Abstract

In the study entitled "Web usability evaluation with screen reader users: Implementation of the Partial Concurrent Thinking Aloud technique" (Federici et al. 2010), we have proposed a modified protocol of usability evaluation technique for blind users, which integrates the features of the concurrent and the retrospective techniques. This new technique, called partial concurrent thinking aloud (PCTA), while respecting the properties of classic verbal protocols, overcomes the structural interference and the limits of concurrent and retrospective protocols when used with screen reader users. In order to facilitate understanding and acquisition of the PCTA's technique for practitioners and researchers, we have video recorded three different verbal protocols by visualizing five experimental sections. In the first two videos, we have compared a concurrent with a retrospective's verbal protocol of a sighted user, showing the difference of the verbalizations provided by the user in these two conditions.
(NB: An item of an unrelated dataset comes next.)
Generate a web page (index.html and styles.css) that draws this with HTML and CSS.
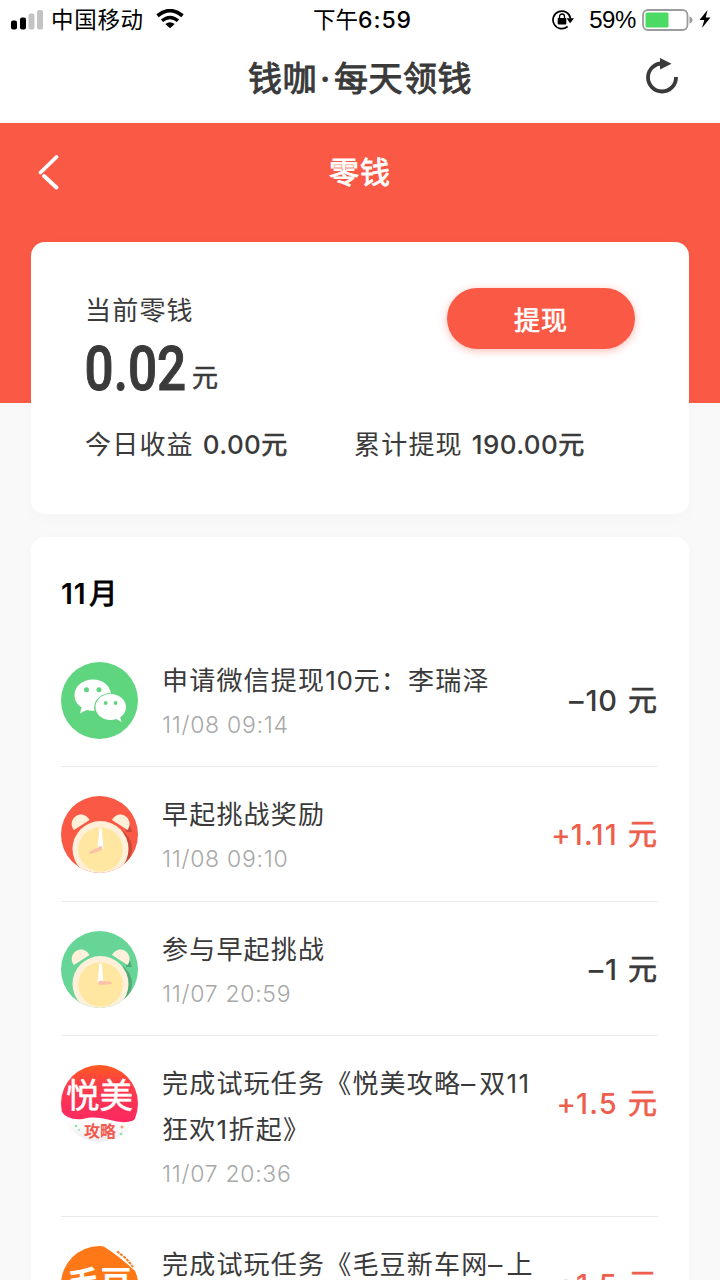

The third video shows the structural interference of the screen reader, during a blind user concurrent thinking aloud. In the last two videos, we show the difference of a blind user behaviour when PCTA or retrospective protocol is adopted. The videos clearly visualize the advantage of the PCTA use in respect of the two other protocols. In conclusion, the visualization of the PCTA technique confirms that this new verbal protocol promotes and guarantees a more user-driven usability assessment with disabled people, by better involving screen reader users, overcoming the structural interference and the limits of the concurrent and retrospective protocols.